Die Teams von Ärzte ohne Grenzen versorgen täglich Dutzende Überlebende sexualisierter Gewalt in Gesundheitseinrichtungen in und um Goma. Zwischen Januar und April 2025 wurden dort fast 7.400 Betroffene betreut. In der etwa 20 Kilometer westlich gelegenen Ortschaft Saké wurden im selben Zeitraum mehr als 2.400 weitere Überlebende behandelt. Auch in Süd-Kivu ist die Lage besorgniserregend. In Kalehe und Uvira haben Teams von Ärzte ohne Grenzen seit Anfang 2025 rund 700 Überlebende sexualisierter Gewalt behandelt.  

Die Zahlen bilden die Realität nur unzureichend ab. Viele Überlebende haben keinen Zugang zu einer Versorgung, aus Angst vor Vergeltung, wegen gesellschaftlicher Stigmatisierung, geografischer Abgeschiedenheit oder fehlender Kapazitäten in den Einrichtungen.

Luders Leriche, medizinischer Koordinator von Ärzte ohne Grenzen in Süd-Kivu 

Die hohe Zahl der Fälle in manchen Gegenden – im Vergleich zur geringen Zahl in anderen – spiegelt eher die ungleichen Versorgungsmöglichkeiten als das tatsächliche Ausmaß des Problems wider.

Nasha*, eine vertriebene Frau, die sich in einem Schulhof ein Notquartier eingerichtet hat, berichtet: „Gegen 22.30 Uhr drangen bewaffnete Männer in unser Haus ein. Einige Ehemänner wurden getötet, Frauen wurden vergewaltigt, auch ich. Drei Männer wollten mich vor meinem Mann und unseren acht Kindern vergewaltigen. Mein Mann wehrte sich, sie töteten ihn.“

Die Folgen sexualisierter Gewalt sind seit langem bekannt und dokumentiert. Neben den physischen und psychischen Schäden haben diese Taten schwerwiegende soziale Konsequenzen für Überlebende: familiäre Ausgrenzung, Scheidung, Stigmatisierung, Suizidgedanken und große Schwierigkeiten für Überlebende, an Orten weiterzuleben, an denen sie missbraucht wurden.

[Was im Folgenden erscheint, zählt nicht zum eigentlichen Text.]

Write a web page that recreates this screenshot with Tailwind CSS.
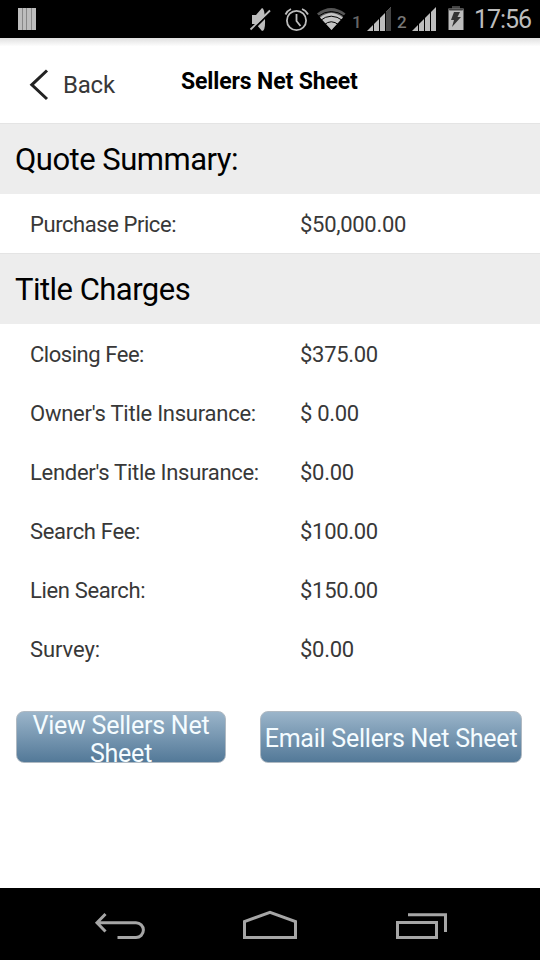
<!DOCTYPE html>
<html lang="en">
<head>
<meta charset="utf-8">
<title>Sellers Net Sheet</title>
<script src="https://cdn.jsdelivr.net/npm/@tailwindcss/browser@4"></script>
</head>
<body class="flex h-[960px] w-[540px] flex-col overflow-hidden bg-white font-['Roboto',sans-serif] text-[#383838]">
<div class="flex h-[38px] shrink-0 items-start bg-black">
  <svg class="h-[38px] w-[540px]" viewBox="0 0 540 38">
    <path fill="#bdbdbd" d="M18 8h18v22H18z"/>
    <path stroke="#888" d="M22.5 8v22M26.5 8v22M31.5 8v22"/>
    <path fill="#bdbdbd" d="M252 15h4l6-7q2.500 0 3 11.500t-3 11.500l-6-7h-4z"/>
    <path stroke="#000" stroke-width="2" d="M251 31.500L270 12.500"/>
    <path stroke="#bdbdbd" stroke-width="1.800" d="M250.500 29.500L270 10.500"/>
    <g fill="none" stroke="#bdbdbd" stroke-width="1.800"><circle cx="296.500" cy="20.500" r="9.600"/><path d="M296.500 14v7l4 5M285.500 14.500q2-4 5.500-5.500M302 9q4 1.500 6 5.500"/></g>
    <path fill="#555" d="M317 13.500Q331 2.500 345.500 13.500L331.500 30z"/>
    <path fill="#c4c4c4" d="M320 17.500Q331 8.500 343 17.500L331.500 30z"/>
    <path fill="none" stroke="#000" stroke-width="1" d="M318 16.500Q331 6.500 345 16.500M320 20.700Q331 11.700 343 20.700M324 25Q331 18.500 339 25"/>
    <g fill="#bdbdbd"><path d="M367 31L391 7v24z"/><path d="M412 31L436 7v24z"/></g>
    <path fill="#444" d="M385.500 12.500L391 7v24h-5.500z"/>
    <path stroke="#000" d="M373.500 20v12M379.500 15v17M385.500 10v22M418.500 20v12M424.500 15v17M430.500 10v22"/>
    <path fill="#444" d="M452 6h8v3h-8z"/>
    <path fill="#bdbdbd" d="M448.500 8.500h15V30h-15z"/><path fill="#444" d="M448.500 8.500h15l-1 2h-13z"/>
    <path fill="#333" d="M454 12h6l-2.500 5h3.500l-9 10 2-7h-3z"/>
    <g font-family="Roboto"><text x="352" y="28" font-size="17" font-weight="500" fill="#666">1</text><text x="397" y="28" font-size="17" font-weight="500" fill="#777">2</text><text x="474" y="28" font-size="25" fill="#bdbdbd" textLength="58">17:56</text></g>
  </svg>
</div>
<header class="grid h-[85px] shrink-0 grid-cols-[63px_118px_1fr] bg-linear-to-b from-[#e0e0e0] via-white via-10% to-white">
  <svg class="h-[85px] w-[63px]" viewBox="0 38 63 85"><path fill="none" stroke="#222" stroke-width="3" d="M47 70.500L31.800 84.800L47 99"/></svg>
  <span class="pt-[33px] text-[24px] leading-[28px] tracking-[-0.2px]">Back</span>
  <h1 class="pt-[30px] text-[23px] leading-[28px] font-bold tracking-[-0.13px] text-black">Sellers Net Sheet</h1>
</header>
<main class="flex grow flex-col">
  <h2 class="h-[71px] border-t border-[#e4e4e4] bg-[#ededed] pl-[15px] text-[31px] leading-[72px] tracking-[-0.5px] text-black">Quote Summary:</h2>
  <dl class="grid auto-rows-[59px] grid-cols-[270px_1fr] pl-[30px] text-[22px] leading-[62px]">
    <dt class="tracking-[-0.43px]">Purchase Price:</dt><dd class="tracking-[-0.3px]">$50,000.00</dd>
  </dl>
  <h2 class="h-[71px] border-t border-[#e4e4e4] bg-[#ededed] pl-[15px] text-[31px] leading-[72px] tracking-[-0.53px] text-black">Title Charges</h2>
  <dl class="grid auto-rows-[59px] grid-cols-[270px_1fr] pl-[30px] text-[22px] leading-[62px]">
    <dt class="tracking-[-0.46px]">Closing Fee:</dt><dd class="tracking-[-0.3px]">$375.00</dd>
    <dt class="tracking-[-0.25px]">Owner's Title Insurance:</dt><dd class="tracking-[-0.3px]">$ 0.00</dd>
    <dt class="tracking-[-0.29px]">Lender's Title Insurance:</dt><dd class="tracking-[-0.3px]">$0.00</dd>
    <dt class="tracking-[-0.32px]">Search Fee:</dt><dd class="tracking-[-0.3px]">$100.00</dd>
    <dt class="tracking-[-0.35px]">Lien Search:</dt><dd class="tracking-[-0.3px]">$150.00</dd>
    <dt class="tracking-[-0.1px]">Survey:</dt><dd class="tracking-[-0.3px]">$0.00</dd>
  </dl>
  <div class="mt-[33px] flex gap-[34px] pl-4 text-[25px] leading-[28px] tracking-[-0.23px] text-[#f5fcff]">
    <button class="flex h-[52px] w-[210px] items-center justify-center rounded-[8px] border border-[#afb9c2] bg-linear-to-b from-[#9bb5ca] to-[#537998] pt-[5px]"><span>View Sellers Net<br>Sheet</span></button>
    <button class="flex h-[52px] w-[262px] items-center justify-center rounded-[8px] border border-[#afb9c2] bg-linear-to-b from-[#9bb5ca] to-[#537998] pt-[4px] whitespace-nowrap">Email Sellers Net Sheet</button>
  </div>
</main>
<nav class="h-[72px] shrink-0 bg-black">
  <svg class="h-[72px] w-[540px]" viewBox="0 888 540 72" fill="none" stroke="#a6a6a6" stroke-width="3"><path d="M105.500 914L97 922.700L105.500 931.500M97 922.700H136a7.400 7.400 0 0 1 0 14.800H117.500"/><path d="M244.500 937.500V921.500L270 912.300L295.500 921.500V937.500z"/><path d="M397.500 922.500h39v15h-39zM408 914.800h37.500V932"/></svg>
</nav>
</body>
</html>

Besorgniserregend ist auch, dass der Zugang zu medizinischer Hilfe zunehmend erschwert wird. Mehrere Gesundheitseinrichtungen in Nord- und Süd-Kivu haben bereits keine Medikamente und andere medizinische Güter für Überlebende sexualisierter Gewalt mehr. 

Neben den unterbrochenen Versorgungs- und Lieferketten infolge des anhaltenden Konflikts sind es vor allem die weltweiten Kürzungen von Finanzmitteln für humanitäre Hilfe, die Anlass zu großer Sorge geben.Trotz aktueller Herausforderungen dürfen wir diese Frauen und Kinder nicht allein lassen.  

François Calas, Programmleiter von Ärzte ohne Grenzen in Nord-Kivu

Zudem fordert Ärzte ohne Grenzen alle Beteiligten auf, den Schutz der Zivilbevölkerung und ihren Zugang zu gesundheitlicher Versorgung zu gewährleisten.

In Nord-Kivu und Süd-Kivu bieten die Teams von Ärzte ohne Grenzen umfassende medizinische und psychologische Betreuung für Betroffene sexualisierter Gewalt an. Die Behandlung umfasst physische und psychologische Versorgung, präventive Therapien gegen sexuell übertragbare Krankheiten, Notfallverhütung, Impfungen und sichere Schwangerschaftsabbrüche. Schwere Fälle werden in spezialisierte Kliniken überwiesen.  

*Namen zum Schutz der Patientinnen geändert.